Thrown From Normative Ground: Disorientation as a Critical Methodological Strategy

In this theoretical paper, I draw together strong examples from HCI research that showcase the use of disorientation as a critical methodological strategy for HCI research. Disorientation is just as it sounds, a strange or unsettling experience, but following the thinking of queer, feminist scholar Sara Ahmed, I ask how disorientation can offer ways of noticing the ‘straight’ or normative orientations we are embedded within to find openings and alternatives. This paper explores methodological strategies for achieving such reflections, asking: can we grasp moments of disorientation to discover the narratives we are entrenched in that guide the design of technologies? In other words, how can disorientation be used actively as a tool for noticing and eventually, change of how technologies shape our lifeworlds?


I have always imagined disorientation as that moment of being suspended in mid-air, looking at the sky, not quite hitting the ground, where perspective is radically altered temporarily.

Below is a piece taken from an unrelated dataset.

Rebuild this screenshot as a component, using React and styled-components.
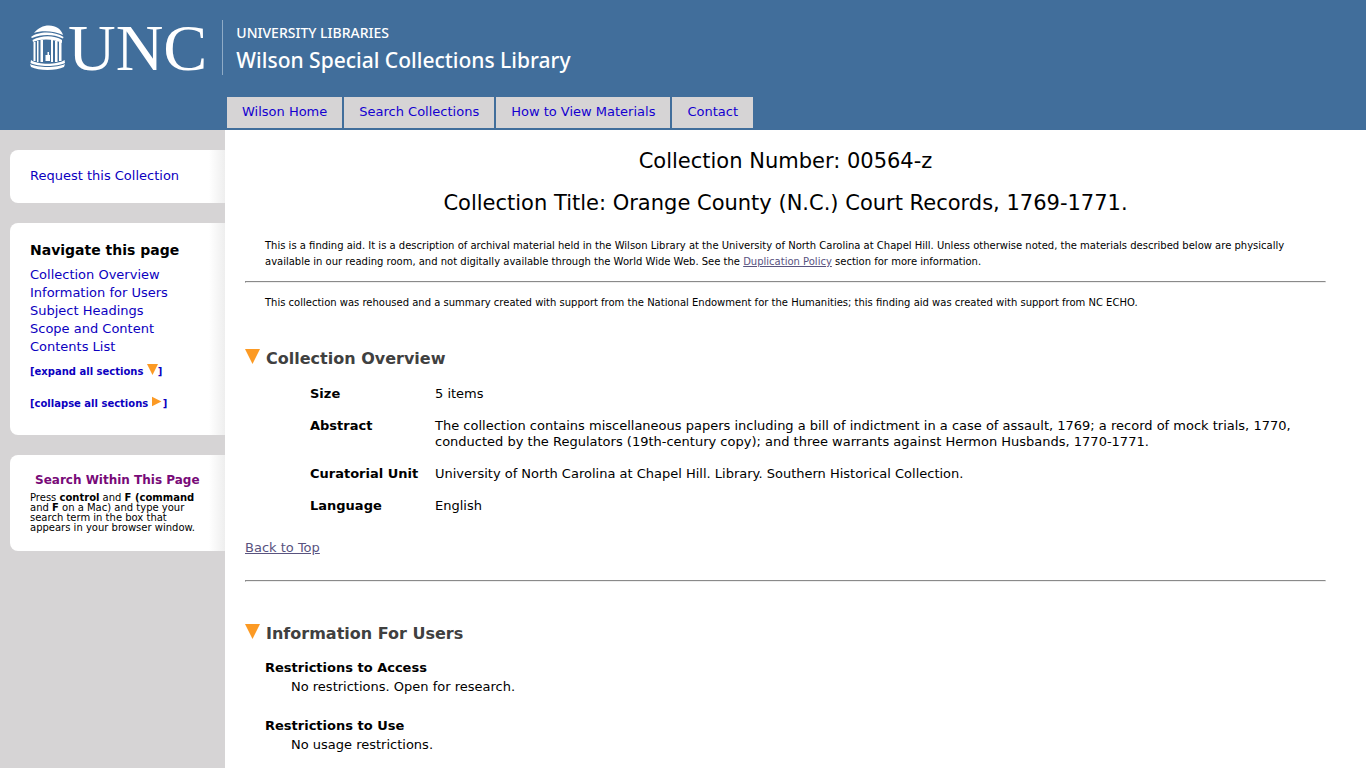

In this work I explore three strong cases of disorientation which were used to critique and examine the orientations of technology: pregnancy, queerness and queer relationships, and bird watching.

Publication:

Biggs, Heidi, and Shaowen Bardzell. "Thrown from Normative Ground: Exploring the Potential of Disorientation as a Critical Methodological Strategy in HCI." Proceedings of the 2024 CHI Conference on Human Factors in Computing Systems. 2024.

Abstract:

We introduce the concept of disorientation as an emerging critical methodological strategy for design research in HCI. Disorientation is a phenomenological concept developed by queer feminist theorist Sarah Ahmed that acknowledges the spatio-embodied ‘orientations’ of societal and cultural norms and the queering potential of ‘disorientations’. We use humanistic close reading to analyze three examples from queer, feminist, and more-than-human work in HCI. Our interpretation focuses on how HCI researchers utilize disorientation as a methodological strategy for questioning norms of technologies as well as generatively, toward alternatives. We discuss the tenets of disorientation and several tactics we saw emerge in practice for other practitioners to build upon. Finally, we reflect on implications for the field, as disorientation requires vulnerability and willingness to undergo change, acknowledges embodied knowledge that emerges before interpretation, and suggests the possibility of generative and alternative orientations stemming from those epistemological commitments.